As I was trying to think of some deep topics to discuss on my blog in late July, I was working in the garden and realized that just about everything was in bloom. In fact there are North American natives blooming in all the colors of the rainbow right now. So I thought I would share examples of each color from my garden.
|Mixed border with Cosmos, Agastache and Spotted Beebalm|
I’ll start with some of the warmer shades. I reintroduced the annual Sulfur Cosmos, Cosmos sulphureus, this year (it had been pushed out by the overly vigorous Bearded Beggarticks). These along with Orange Hummingbird Mint, Agastache aurantiaca ‘Navaho Sunset’, and the Spotted Beebalm, Monarda punctata, form a rather dense border on the south side of the house.
|A self-seeded Blood Sage|
Mixed in with these are a few Blood Sage, Salvia coccinea, a Texas native that reseeded from last year. Overall the red shades are underrepresented, the only other red is some Drummond Phlox, Phlox drummondii, also from Texas.

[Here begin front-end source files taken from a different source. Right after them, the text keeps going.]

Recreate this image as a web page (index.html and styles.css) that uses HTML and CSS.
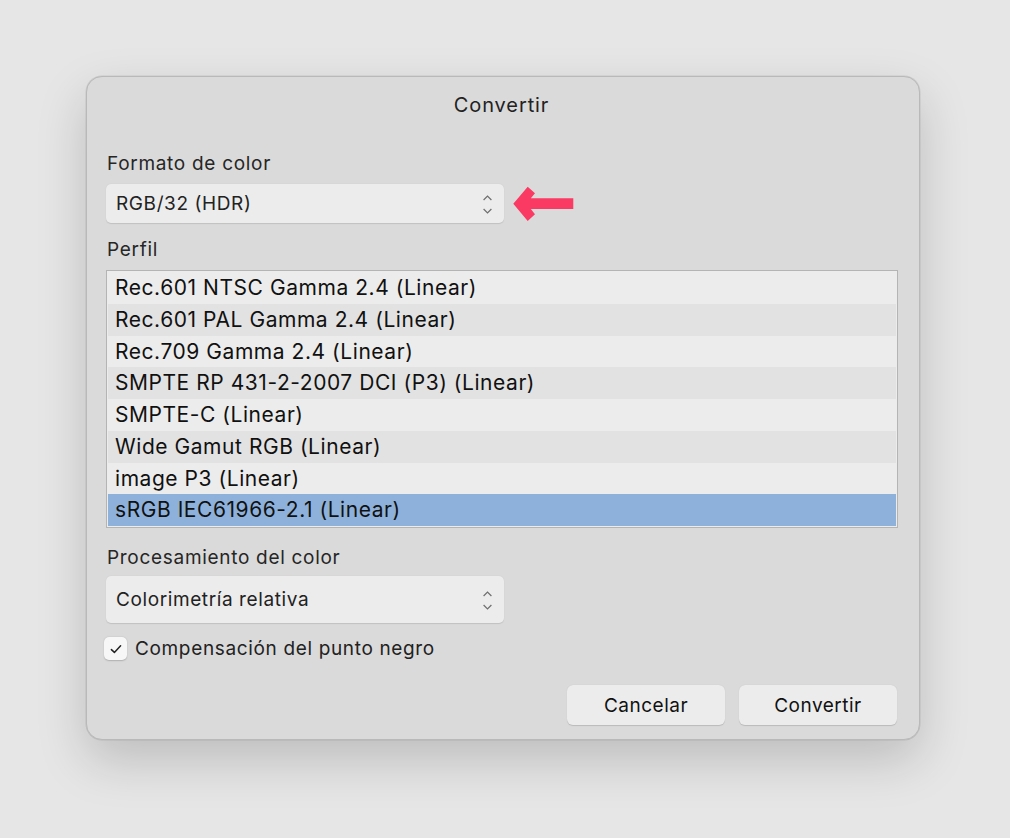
FILE: index.html
```html
<!DOCTYPE html>
<html lang="es">
<head>
  <meta charset="UTF-8">
  <title>Convertir</title>
  <link rel="stylesheet" href="styles.css">
</head>
<body>

  <div class="dialog">
    <h1 class="dialog-title">Convertir</h1>

    <div class="field-label">Formato de color</div>
    <div class="select-row">
      <div class="select">
        <span>RGB/32 (HDR)</span>
        <svg class="select-arrows" viewBox="0 0 9 19" width="9" height="19">
          <path d="M0.6 5 L4.5 1 L8.4 5 M0.6 14 L4.5 18 L8.4 14" fill="none" stroke="#6e6e6e" stroke-width="1.2"/>
        </svg>
      </div>
      <svg class="pointer" viewBox="0 0 64 38" width="64" height="38">
        <path d="M2.3 18.7 L16.7 1.7 L24 8.3 L19.8 13.3 L62.3 13.3 L62.3 24 L19.8 24 L24 29.3 L16.7 36 Z" fill="#fb3a64"/>
      </svg>
    </div>

    <div class="field-label label-list">Perfil</div>
    <ul class="profile-list">
      <li>Rec.601 NTSC Gamma 2.4 (Linear)</li>
      <li>Rec.601 PAL Gamma 2.4 (Linear)</li>
      <li>Rec.709 Gamma 2.4 (Linear)</li>
      <li>SMPTE RP 431-2-2007 DCI (P3) (Linear)</li>
      <li>SMPTE-C (Linear)</li>
      <li>Wide Gamut RGB (Linear)</li>
      <li>image P3 (Linear)</li>
      <li class="selected">sRGB IEC61966-2.1 (Linear)</li>
    </ul>

    <div class="field-label label-tight">Procesamiento del color</div>
    <div class="select select-tall">
      <span>Colorimetría relativa</span>
      <svg class="select-arrows" viewBox="0 0 9 19" width="9" height="19">
        <path d="M0.6 5 L4.5 1 L8.4 5 M0.6 14 L4.5 18 L8.4 14" fill="none" stroke="#6e6e6e" stroke-width="1.2"/>
      </svg>
    </div>

    <label class="check">
      <span class="check-box">
        <svg viewBox="0 0 14 14" width="14" height="14">
          <path d="M2.4 7.6 L5.4 10.4 L11.6 3.8" fill="none" stroke="#222" stroke-width="1.5" stroke-linecap="round" stroke-linejoin="round"/>
        </svg>
      </span>
      Compensación del punto negro
    </label>

    <div class="buttons">
      <button class="btn">Cancelar</button>
      <button class="btn">Convertir</button>
    </div>
  </div>

</body>
</html>
```

FILE: styles.css
```css
body {
  margin: 0;
  height: 838px;
  background: #e6e6e6;
  font-family: Inter, 'Liberation Sans', sans-serif;
  color: #222;
}

.dialog {
  position: absolute;
  left: 86px;
  top: 76px;
  width: 834px;
  height: 664px;
  box-sizing: border-box;
  background: #dadada;
  border: 1px solid #b9b9b9;
  border-radius: 16px;
  box-shadow: 0 20px 50px rgba(0, 0, 0, 0.18), 0 0 0 0.5px rgba(0, 0, 0, 0.1);
  padding: 16px 22px 0 19px;
}

.dialog-title {
  margin: 0 0 37px;
  text-align: center;
  font-size: 20px;
  font-weight: 400;
  letter-spacing: 0.9px;
  line-height: 24px;
  color: #222;
}

.field-label {
  font-size: 19px;
  letter-spacing: 0.7px;
  line-height: 20px;
  margin: 0 0 10px 1px;
  color: #262626;
}

.label-list {
  margin-bottom: 10px;
}

.label-tight {
  margin-bottom: 8px;
}

.select-row {
  display: flex;
  align-items: center;
  gap: 7px;
  margin-bottom: 17px;
}

.select {
  width: 398px;
  height: 39px;
  box-sizing: border-box;
  background: #ececec;
  border-radius: 5px;
  box-shadow: 0 0.5px 1px rgba(0, 0, 0, 0.12);
  display: flex;
  align-items: center;
  justify-content: space-between;
  padding: 0 12px 0 10px;
  font-size: 19px;
  letter-spacing: 0.6px;
}

.select-tall {
  height: 47px;
  margin-bottom: 14px;
}

.select-arrows {
  margin-top: 1px;
}

.pointer {
  display: block;
  flex-shrink: 0;
}

.profile-list {
  list-style: none;
  margin: 0 0 20px;
  padding: 1px;
  width: 792px;
  box-sizing: border-box;
  border: 1px solid #b4b4b4;
  background: #ececec;
}

.profile-list li {
  height: 31.75px;
  line-height: 31.75px;
  padding-left: 7px;
  font-size: 21px;
  letter-spacing: 0.55px;
  color: #111;
}

.profile-list li:nth-child(odd) {
  background: #ececec;
}

.profile-list li:nth-child(even) {
  background: #e2e2e2;
}

.profile-list li.selected {
  background: #8eb1db;
}

.check {
  display: flex;
  align-items: center;
  gap: 8px;
  font-size: 19px;
  letter-spacing: 0.65px;
  color: #222;
  margin-left: -2px;
}

.check-box {
  width: 23px;
  height: 23px;
  background: #f7f7f7;
  border-radius: 5px;
  box-shadow: 0 0.5px 1.5px rgba(0, 0, 0, 0.2);
  display: flex;
  align-items: center;
  justify-content: center;
}

.buttons {
  display: flex;
  justify-content: flex-end;
  gap: 14px;
  margin-top: 25px;
}

.btn {
  width: 158px;
  height: 40px;
  border: none;
  border-radius: 6px;
  background: #ececec;
  box-shadow: 0 0.5px 1px rgba(0, 0, 0, 0.15);
  font-family: inherit;
  font-size: 19px;
  letter-spacing: 0.5px;
  color: #111;
}
```
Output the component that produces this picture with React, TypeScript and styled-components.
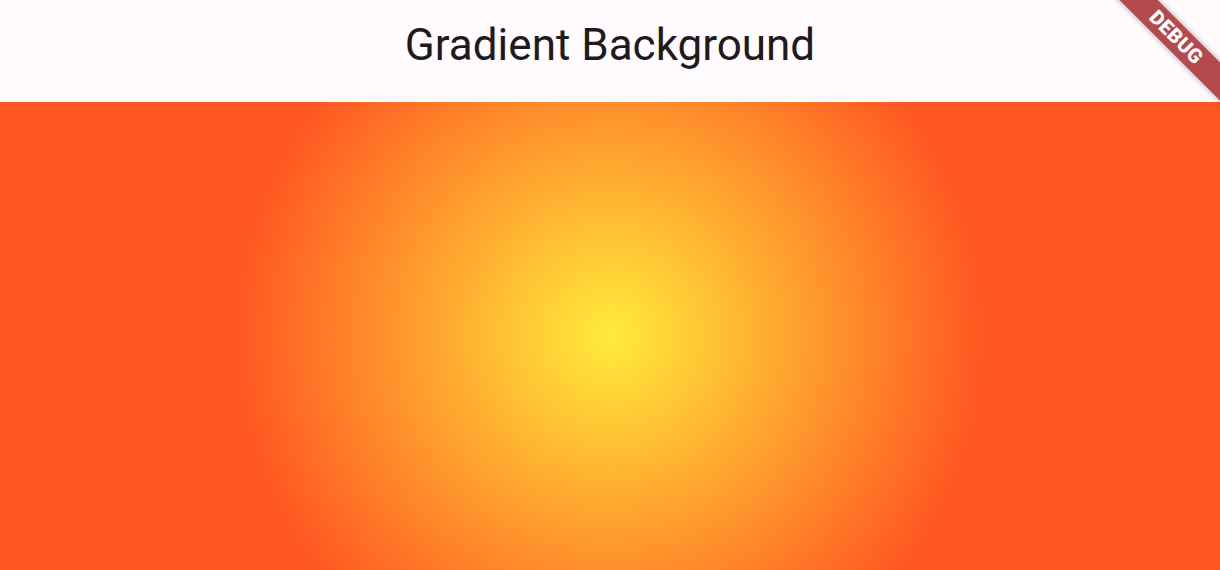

|A native bee is sampling from a Wine Cup|
|This Pink Tickseed has been growing in the driveway for more than 5 years.|
|Whorled Rosinweed, leaves in whorls of three.|
|Inland Sea Oats turn golden in fall.|
Moving on to blue, may last post was about the American Bellflower that is all over my garden. Instead I’ll show you the Mealycup Sage, Salvia farinacea ‘Victoria’, that I have in my flower boxes. This tender perennial native to the south-central U.S. it a common garden annual available at many nurseries in the Northeast. While not native up here it does get a fair amount of traffic from both native and honey bees.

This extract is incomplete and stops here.